> _Data segment_:
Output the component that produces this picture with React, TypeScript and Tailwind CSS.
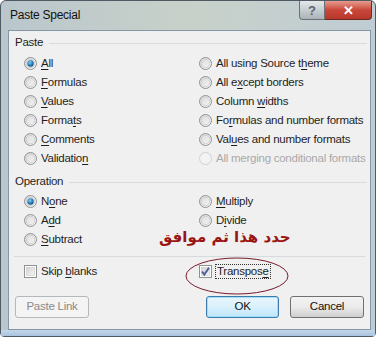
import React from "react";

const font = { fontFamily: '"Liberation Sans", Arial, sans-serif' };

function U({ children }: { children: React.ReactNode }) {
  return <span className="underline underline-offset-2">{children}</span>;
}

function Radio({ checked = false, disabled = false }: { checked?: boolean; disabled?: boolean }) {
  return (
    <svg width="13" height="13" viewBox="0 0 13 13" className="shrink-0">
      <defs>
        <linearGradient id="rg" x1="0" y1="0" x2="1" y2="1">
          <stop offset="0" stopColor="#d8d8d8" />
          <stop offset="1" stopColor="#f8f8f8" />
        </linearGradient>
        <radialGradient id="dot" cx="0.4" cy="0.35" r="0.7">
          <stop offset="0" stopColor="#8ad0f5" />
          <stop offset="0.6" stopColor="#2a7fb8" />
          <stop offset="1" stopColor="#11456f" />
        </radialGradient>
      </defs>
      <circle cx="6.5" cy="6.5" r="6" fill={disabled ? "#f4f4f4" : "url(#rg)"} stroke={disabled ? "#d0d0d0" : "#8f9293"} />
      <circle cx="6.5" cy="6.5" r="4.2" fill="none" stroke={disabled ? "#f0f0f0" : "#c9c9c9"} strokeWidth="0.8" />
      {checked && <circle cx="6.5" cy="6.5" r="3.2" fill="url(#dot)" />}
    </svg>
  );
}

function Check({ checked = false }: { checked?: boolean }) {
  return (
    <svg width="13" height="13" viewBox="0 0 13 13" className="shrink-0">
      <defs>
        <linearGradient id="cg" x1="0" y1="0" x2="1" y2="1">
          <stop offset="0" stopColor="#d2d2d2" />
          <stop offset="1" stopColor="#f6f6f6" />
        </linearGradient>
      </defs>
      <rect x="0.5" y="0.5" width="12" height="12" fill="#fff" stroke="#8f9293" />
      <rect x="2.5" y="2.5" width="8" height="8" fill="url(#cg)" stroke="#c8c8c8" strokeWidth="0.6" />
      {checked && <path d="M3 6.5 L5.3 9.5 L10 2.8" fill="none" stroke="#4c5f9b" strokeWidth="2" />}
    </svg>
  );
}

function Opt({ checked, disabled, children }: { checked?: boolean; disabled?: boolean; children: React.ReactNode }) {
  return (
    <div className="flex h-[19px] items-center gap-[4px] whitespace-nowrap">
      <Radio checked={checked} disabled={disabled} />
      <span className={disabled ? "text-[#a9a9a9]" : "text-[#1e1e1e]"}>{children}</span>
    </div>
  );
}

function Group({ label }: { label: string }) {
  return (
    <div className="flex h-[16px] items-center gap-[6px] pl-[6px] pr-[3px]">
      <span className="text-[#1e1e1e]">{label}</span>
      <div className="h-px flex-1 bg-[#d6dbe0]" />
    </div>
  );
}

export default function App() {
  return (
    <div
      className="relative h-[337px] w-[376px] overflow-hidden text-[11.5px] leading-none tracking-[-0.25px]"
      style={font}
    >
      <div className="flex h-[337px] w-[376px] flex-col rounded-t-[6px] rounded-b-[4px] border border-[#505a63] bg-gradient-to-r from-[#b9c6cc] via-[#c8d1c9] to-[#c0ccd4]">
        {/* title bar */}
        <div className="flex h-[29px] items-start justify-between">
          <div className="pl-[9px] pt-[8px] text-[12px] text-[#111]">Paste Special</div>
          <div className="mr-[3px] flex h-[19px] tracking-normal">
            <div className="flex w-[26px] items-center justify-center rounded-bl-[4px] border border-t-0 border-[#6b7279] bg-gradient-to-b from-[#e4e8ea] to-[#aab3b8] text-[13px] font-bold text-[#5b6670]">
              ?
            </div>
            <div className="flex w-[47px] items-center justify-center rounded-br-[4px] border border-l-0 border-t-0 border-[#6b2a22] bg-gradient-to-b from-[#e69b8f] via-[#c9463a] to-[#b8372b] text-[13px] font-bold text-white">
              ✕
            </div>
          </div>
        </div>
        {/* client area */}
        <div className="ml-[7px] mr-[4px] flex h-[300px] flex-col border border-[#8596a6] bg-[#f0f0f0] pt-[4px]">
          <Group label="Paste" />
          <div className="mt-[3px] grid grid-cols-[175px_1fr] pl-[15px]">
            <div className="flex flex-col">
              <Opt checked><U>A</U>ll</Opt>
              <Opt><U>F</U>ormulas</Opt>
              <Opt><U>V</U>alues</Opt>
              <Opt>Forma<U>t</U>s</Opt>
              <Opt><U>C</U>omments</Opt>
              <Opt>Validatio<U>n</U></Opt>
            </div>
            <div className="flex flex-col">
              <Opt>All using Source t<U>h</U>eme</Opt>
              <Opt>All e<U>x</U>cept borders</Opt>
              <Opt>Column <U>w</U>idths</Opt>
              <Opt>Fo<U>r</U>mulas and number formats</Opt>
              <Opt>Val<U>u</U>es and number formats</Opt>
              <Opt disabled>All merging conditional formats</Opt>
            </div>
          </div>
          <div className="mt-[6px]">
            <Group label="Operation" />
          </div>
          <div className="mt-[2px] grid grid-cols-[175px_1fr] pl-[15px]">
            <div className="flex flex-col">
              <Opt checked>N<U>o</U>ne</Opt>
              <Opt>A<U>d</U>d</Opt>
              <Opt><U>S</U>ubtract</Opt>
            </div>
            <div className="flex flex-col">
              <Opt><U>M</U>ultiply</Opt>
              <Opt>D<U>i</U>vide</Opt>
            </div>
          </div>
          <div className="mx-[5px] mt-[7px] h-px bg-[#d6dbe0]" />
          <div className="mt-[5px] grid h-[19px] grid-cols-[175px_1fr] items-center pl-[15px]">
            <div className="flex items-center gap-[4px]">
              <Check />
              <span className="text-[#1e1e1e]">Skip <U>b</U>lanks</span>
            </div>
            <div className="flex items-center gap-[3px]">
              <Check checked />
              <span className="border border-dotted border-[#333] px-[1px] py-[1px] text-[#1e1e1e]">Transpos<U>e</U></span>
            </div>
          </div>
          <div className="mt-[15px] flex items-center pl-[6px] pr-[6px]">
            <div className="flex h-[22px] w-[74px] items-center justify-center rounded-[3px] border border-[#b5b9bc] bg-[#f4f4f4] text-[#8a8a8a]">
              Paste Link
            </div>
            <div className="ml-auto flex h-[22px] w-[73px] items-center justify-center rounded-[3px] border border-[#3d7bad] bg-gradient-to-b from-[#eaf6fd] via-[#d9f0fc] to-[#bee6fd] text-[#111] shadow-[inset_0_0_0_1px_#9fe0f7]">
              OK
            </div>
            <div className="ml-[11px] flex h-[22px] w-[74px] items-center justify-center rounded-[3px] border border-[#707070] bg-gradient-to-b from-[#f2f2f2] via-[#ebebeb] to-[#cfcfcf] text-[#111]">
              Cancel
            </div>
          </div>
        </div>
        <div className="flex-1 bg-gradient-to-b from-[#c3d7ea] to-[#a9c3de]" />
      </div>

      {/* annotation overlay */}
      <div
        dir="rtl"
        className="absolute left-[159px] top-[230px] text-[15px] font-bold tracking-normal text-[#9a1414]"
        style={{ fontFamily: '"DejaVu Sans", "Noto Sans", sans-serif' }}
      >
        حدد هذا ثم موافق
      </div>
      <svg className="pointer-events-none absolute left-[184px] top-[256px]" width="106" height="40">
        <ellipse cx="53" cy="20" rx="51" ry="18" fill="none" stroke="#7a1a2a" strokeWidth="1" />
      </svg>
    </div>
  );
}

> _What to do_:
Repeat the listing above exactly, with no pictures.

> _Written answer_:
Output the component that produces this picture with React, TypeScript and Tailwind CSS.
import React from "react";

const font = { fontFamily: '"Liberation Sans", Arial, sans-serif' };

function U({ children }: { children: React.ReactNode }) {
  return <span className="underline underline-offset-2">{children}</span>;
}

function Radio({ checked = false, disabled = false }: { checked?: boolean; disabled?: boolean }) {
  return (
    <svg width="13" height="13" viewBox="0 0 13 13" className="shrink-0">
      <defs>
        <linearGradient id="rg" x1="0" y1="0" x2="1" y2="1">
          <stop offset="0" stopColor="#d8d8d8" />
          <stop offset="1" stopColor="#f8f8f8" />
        </linearGradient>
        <radialGradient id="dot" cx="0.4" cy="0.35" r="0.7">
          <stop offset="0" stopColor="#8ad0f5" />
          <stop offset="0.6" stopColor="#2a7fb8" />
          <stop offset="1" stopColor="#11456f" />
        </radialGradient>
      </defs>
      <circle cx="6.5" cy="6.5" r="6" fill={disabled ? "#f4f4f4" : "url(#rg)"} stroke={disabled ? "#d0d0d0" : "#8f9293"} />
      <circle cx="6.5" cy="6.5" r="4.2" fill="none" stroke={disabled ? "#f0f0f0" : "#c9c9c9"} strokeWidth="0.8" />
      {checked && <circle cx="6.5" cy="6.5" r="3.2" fill="url(#dot)" />}
    </svg>
  );
}

function Check({ checked = false }: { checked?: boolean }) {
  return (
    <svg width="13" height="13" viewBox="0 0 13 13" className="shrink-0">
      <defs>
        <linearGradient id="cg" x1="0" y1="0" x2="1" y2="1">
          <stop offset="0" stopColor="#d2d2d2" />
          <stop offset="1" stopColor="#f6f6f6" />
        </linearGradient>
      </defs>
      <rect x="0.5" y="0.5" width="12" height="12" fill="#fff" stroke="#8f9293" />
      <rect x="2.5" y="2.5" width="8" height="8" fill="url(#cg)" stroke="#c8c8c8" strokeWidth="0.6" />
      {checked && <path d="M3 6.5 L5.3 9.5 L10 2.8" fill="none" stroke="#4c5f9b" strokeWidth="2" />}
    </svg>
  );
}

function Opt({ checked, disabled, children }: { checked?: boolean; disabled?: boolean; children: React.ReactNode }) {
  return (
    <div className="flex h-[19px] items-center gap-[4px] whitespace-nowrap">
      <Radio checked={checked} disabled={disabled} />
      <span className={disabled ? "text-[#a9a9a9]" : "text-[#1e1e1e]"}>{children}</span>
    </div>
  );
}

function Group({ label }: { label: string }) {
  return (
    <div className="flex h-[16px] items-center gap-[6px] pl-[6px] pr-[3px]">
      <span className="text-[#1e1e1e]">{label}</span>
      <div className="h-px flex-1 bg-[#d6dbe0]" />
    </div>
  );
}

export default function App() {
  return (
    <div
      className="relative h-[337px] w-[376px] overflow-hidden text-[11.5px] leading-none tracking-[-0.25px]"
      style={font}
    >
      <div className="flex h-[337px] w-[376px] flex-col rounded-t-[6px] rounded-b-[4px] border border-[#505a63] bg-gradient-to-r from-[#b9c6cc] via-[#c8d1c9] to-[#c0ccd4]">
        {/* title bar */}
        <div className="flex h-[29px] items-start justify-between">
          <div className="pl-[9px] pt-[8px] text-[12px] text-[#111]">Paste Special</div>
          <div className="mr-[3px] flex h-[19px] tracking-normal">
            <div className="flex w-[26px] items-center justify-center rounded-bl-[4px] border border-t-0 border-[#6b7279] bg-gradient-to-b from-[#e4e8ea] to-[#aab3b8] text-[13px] font-bold text-[#5b6670]">
              ?
            </div>
            <div className="flex w-[47px] items-center justify-center rounded-br-[4px] border border-l-0 border-t-0 border-[#6b2a22] bg-gradient-to-b from-[#e69b8f] via-[#c9463a] to-[#b8372b] text-[13px] font-bold text-white">
              ✕
            </div>
          </div>
        </div>
        {/* client area */}
        <div className="ml-[7px] mr-[4px] flex h-[300px] flex-col border border-[#8596a6] bg-[#f0f0f0] pt-[4px]">
          <Group label="Paste" />
          <div className="mt-[3px] grid grid-cols-[175px_1fr] pl-[15px]">
            <div className="flex flex-col">
              <Opt checked><U>A</U>ll</Opt>
              <Opt><U>F</U>ormulas</Opt>
              <Opt><U>V</U>alues</Opt>
              <Opt>Forma<U>t</U>s</Opt>
              <Opt><U>C</U>omments</Opt>
              <Opt>Validatio<U>n</U></Opt>
            </div>
            <div className="flex flex-col">
              <Opt>All using Source t<U>h</U>eme</Opt>
              <Opt>All e<U>x</U>cept borders</Opt>
              <Opt>Column <U>w</U>idths</Opt>
              <Opt>Fo<U>r</U>mulas and number formats</Opt>
              <Opt>Val<U>u</U>es and number formats</Opt>
              <Opt disabled>All merging conditional formats</Opt>
            </div>
          </div>
          <div className="mt-[6px]">
            <Group label="Operation" />
          </div>
          <div className="mt-[2px] grid grid-cols-[175px_1fr] pl-[15px]">
            <div className="flex flex-col">
              <Opt checked>N<U>o</U>ne</Opt>
              <Opt>A<U>d</U>d</Opt>
              <Opt><U>S</U>ubtract</Opt>
            </div>
            <div className="flex flex-col">
              <Opt><U>M</U>ultiply</Opt>
              <Opt>D<U>i</U>vide</Opt>
            </div>
          </div>
          <div className="mx-[5px] mt-[7px] h-px bg-[#d6dbe0]" />
          <div className="mt-[5px] grid h-[19px] grid-cols-[175px_1fr] items-center pl-[15px]">
            <div className="flex items-center gap-[4px]">
              <Check />
              <span className="text-[#1e1e1e]">Skip <U>b</U>lanks</span>
            </div>
            <div className="flex items-center gap-[3px]">
              <Check checked />
              <span className="border border-dotted border-[#333] px-[1px] py-[1px] text-[#1e1e1e]">Transpos<U>e</U></span>
            </div>
          </div>
          <div className="mt-[15px] flex items-center pl-[6px] pr-[6px]">
            <div className="flex h-[22px] w-[74px] items-center justify-center rounded-[3px] border border-[#b5b9bc] bg-[#f4f4f4] text-[#8a8a8a]">
              Paste Link
            </div>
            <div className="ml-auto flex h-[22px] w-[73px] items-center justify-center rounded-[3px] border border-[#3d7bad] bg-gradient-to-b from-[#eaf6fd] via-[#d9f0fc] to-[#bee6fd] text-[#111] shadow-[inset_0_0_0_1px_#9fe0f7]">
              OK
            </div>
            <div className="ml-[11px] flex h-[22px] w-[74px] items-center justify-center rounded-[3px] border border-[#707070] bg-gradient-to-b from-[#f2f2f2] via-[#ebebeb] to-[#cfcfcf] text-[#111]">
              Cancel
            </div>
          </div>
        </div>
        <div className="flex-1 bg-gradient-to-b from-[#c3d7ea] to-[#a9c3de]" />
      </div>

      {/* annotation overlay */}
      <div
        dir="rtl"
        className="absolute left-[159px] top-[230px] text-[15px] font-bold tracking-normal text-[#9a1414]"
        style={{ fontFamily: '"DejaVu Sans", "Noto Sans", sans-serif' }}
      >
        حدد هذا ثم موافق
      </div>
      <svg className="pointer-events-none absolute left-[184px] top-[256px]" width="106" height="40">
        <ellipse cx="53" cy="20" rx="51" ry="18" fill="none" stroke="#7a1a2a" strokeWidth="1" />
      </svg>
    </div>
  );
}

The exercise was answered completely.